Latest ONS employment figures show competition for talent has “swung the pendulum away from the employer”, according to Phil Sheridan, UK managing director of staffing agency Robert Half.
The ONS figures for May to July 2015 show 22.74 million people working full-time in the UK, 361,000 more than for a year earlier. The unemployment rate was 5.5%, unchanged compared with February to April 2015, but lower than for the same time last year (6.2%).
Sheridan said a skills shortage is behind the figures. “It is not surprising that earnings have returned to their fastest rate of growth since 2009, as competition for talent has swung the pendulum away from the employer and there is a definitive shortage of skilled candidates for middle and top tier positions,” he said.
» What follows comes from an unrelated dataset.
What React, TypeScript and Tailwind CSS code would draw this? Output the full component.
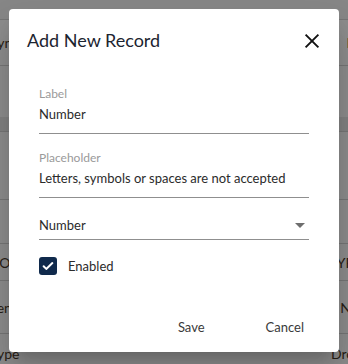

“Our research shows in the last year 83% of CFOs admit to offering salaries above what they originally planned to secure talented job candidates, while 33% of those have had to do so frequently. There is simply not enough highly specialised talent to go round, as 92% of CFOs admit they are challenged in finding skilled professionals.”
Fawad Razaqzada, technical analyst at www.cityindex.co.uk, suggested that the data potentially indicates an upcoming interest rate hike. “The cheerful data comes on the back of a string of disappointing macro numbers of late and removes some concerns about the health of the UK economy,” he said. “With earnings growth now accelerating, it is only a matter of time before consumer price inflation responds. In other words, we are getting closer to a rate hike from the Bank of England, which could possibly happen in the first quarter of 2016.”
CIPD chief economist Mark Beatson said the figures suggest an increase in productivity, and that in his view interest rates would remain low. “As the economy was still growing strongly in the second quarter of 2015, stable employment levels suggest that productivity has been growing,” he said. “If this is the case, it helps to make average earnings growth sustainable.
“The latest figures have been boosted by earnings in construction and by bonuses, especially in financial services, both consistent with a growing economy. With interest rates expected to remain very low, employers should continue to invest in technology, systems and workforce skills if they wish to avoid the prospect of increased skill shortages.”